UFCW 324 Communications / News
California Supermarket Workers Locked Out During Dispute Seek Unemployment Benefits
February 12, 2007 · Wire Services
LOS ANGELES--Attorneys representing about 4,000 United Food and Commercial Worker members who worked at Albertson's Inc. asked a trial court in Los Angeles February 5 to overturn a state unemployment appeals board's decision that the workers were not entitled to unemployment benefits stemming from a 2003-2004 dispute (Tarkington v. Calif. Unemployment Ins. Appeals Bd., Cal. Super. Ct., No.
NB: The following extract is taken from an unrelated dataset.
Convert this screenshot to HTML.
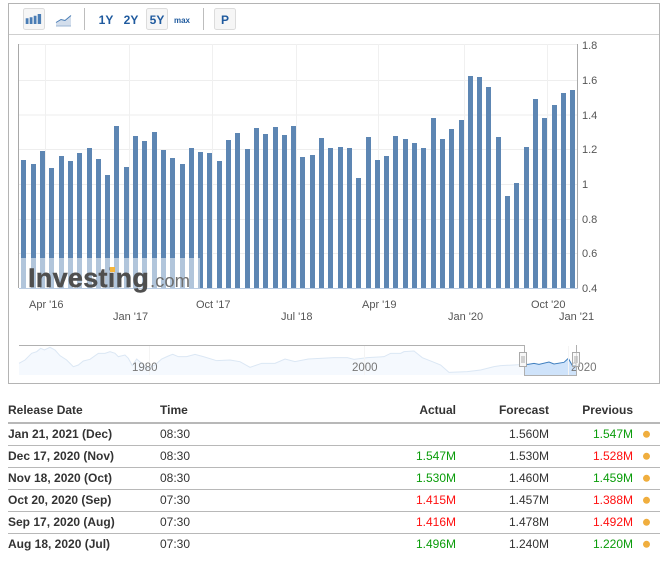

BS107174, filed 2/5/07).
The move follows a similar appeal filed January 25 on behalf of about 4,000 employees of Ralphs Grocery Co. affected by the same dispute and denied unemployment benefits (Duran v. Calif. Unemployment Ins. Appeals Bd., Cal. Super. Ct., No. BS100719, filed 1/25/07).
The lawsuits, which come as talks begin on new contracts in Southern California's food industry, stem from a lockout of thousands of workers by Albertson's and Ralphs, a division of Ohio-based Kroger Co., during a four-and-a-half-month labor dispute that marked the last round of negotiations three years ago. The workers are seeking to recover unemployment payments that the state denied them at the time.
The appeal initially was filed in December 2005, covering some 8,000 UFCW members at Albertson's and Ralphs. But in December 2006, a state judge agreed with the supermarket chains that UFCW violated procedural requirements by suing both companies at once and tossed out the claims. As a result, the claims were refiled against the separate parties.
Workers Timely Filed Claims
The complaints seek to represent a class made up of all individuals who were employed at the two supermarket chains during the period from October 11, 2003, through February 26, 2004, and who filed timely unemployment claims with the California Employment Development Department but were denied the benefits.
The department denied those claims, and the California Unemployment Insurance Appeals Board upheld that decision, based on the "trade dispute exception" to Section 1262 of the state Unemployment Insurance Code, which allows for denial of unemployment benefits to workers who voluntarily leave work and stay away because of a trade dispute.
Plaintiffs' attorneys, however, argue that "under well-settled case law, there is no basis for disqualification under Section 1262 of the California Unemployment Insurance Code in situations, such as this one, in which the cause of unemployment was not the direct result of a trade dispute but rather resulted from the employers' own unlawful and egregious conduct."
Moreover, the workers' complaints assert that the appeals board acknowledged as much in its decision upholding the denial of benefits. "We note that if there were final [National Labor Relations Board] decisions holding that there were unfair labor practices committed by the employer during the trade dispute, the Appeals Board would have jurisdiction to determine if the illegal acts were a cause of the extension of the trade dispute and the claimants' unemployment," the appeals board said in its ruling.
In July 2006, Ralphs pleaded guilty to federal charges related to the illegal rehiring of UFCW workers during the strike/lockout.
Albertson's never was charged by the U.S. Attorney's Office, but plaintiffs argue that it too recruited and hired striking workers under false names and Social Security numbers.
An attorney with NLRB Region 31 stated on February 7 that it still has three open cases against Albertson's stemming from its activities during the 2003-04 strike/lockout.
Moreover, a case brought by the California Attorney General in February 2004, charging that an agreement among the supermarket chains to share revenues in the event of a strike against any one of them violated antitrust laws, is still pending in federal court in Los Angeles.
UFCW Local 770, which represents some 17,000 supermarket workers in Southern California, and is the largest of the seven locals in the region, announced that it was to begin contract talks with Ralphs on February 5.